◎編集者コラム◎ 『恩送り 泥濘の十手』麻宮好
◎編集者コラム◎
『恩送り 泥濘の十手』麻宮好
2020年9月に「第1回日本おいしい小説大賞」の隠し玉『月のスープのつくりかた』で、作家デビューを飾った麻宮好先生。
類まれなる筆力でほぼ2年後の2022年7月、見事に「第1回警察小説新人賞」を受賞し、時代小説作家として颯爽と文壇に初登場しました。
その受賞作が本著『恩送り 泥濘の十手』です。
最終選考会の前にはすでに読み終え、「受賞間違いなし!」という感触があったので、
流れるような文体、各キャラクターの視点、そこから広がる江戸の風景描写が俊逸
相場英雄先生
堂に入った書きぶりで、江戸情緒、人物描写ともに立派なものです
月村了衛先生
この文章はすでにプロ級であり、読み手は安心して作品世界に身を委ねていられる
長岡弘樹先生
細部にまで目端が行き届いていて、登場人物を過不足なく使い切っているところが見事でした
東山彰良先生
と、全選考委員を唸らせて、満場一致で受賞するという快挙も、「さもありなん」という思いでした。

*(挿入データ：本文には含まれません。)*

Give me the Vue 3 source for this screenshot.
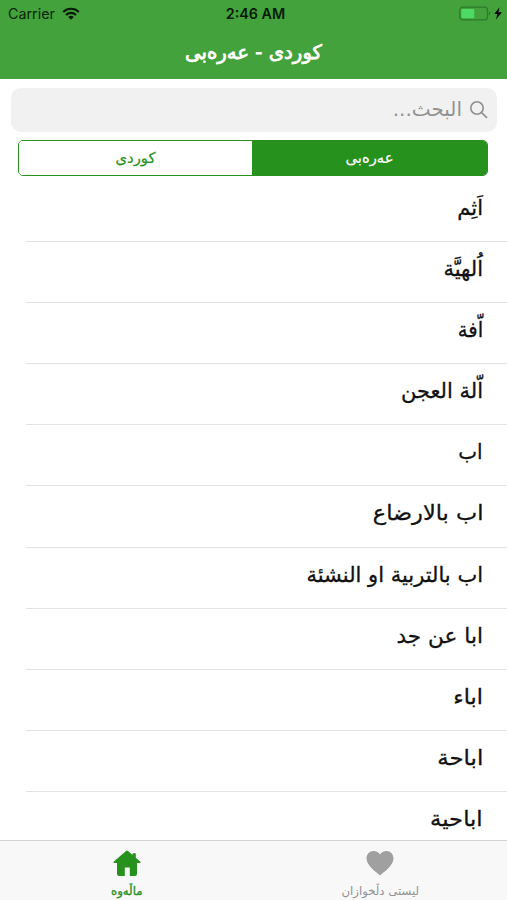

単行本刊行時には、シリーズ化を希望するレビューがとても多かったこともあり、編集長が文庫書き下ろしでのシリーズ化を即決、二巻目となる『日輪草 泥濘の十手』が、2024年3月発売で進んでいます。
読みどころはもちろん捕物なのですが、サブストーリーのヒロインおまきの恋愛模様、そして亀吉と要の少年ふたりの成長ブロマンスは、思わず目が潤んでしまうと思います。
超新星が描く江戸情緒を、どうぞシリーズでお楽しみください。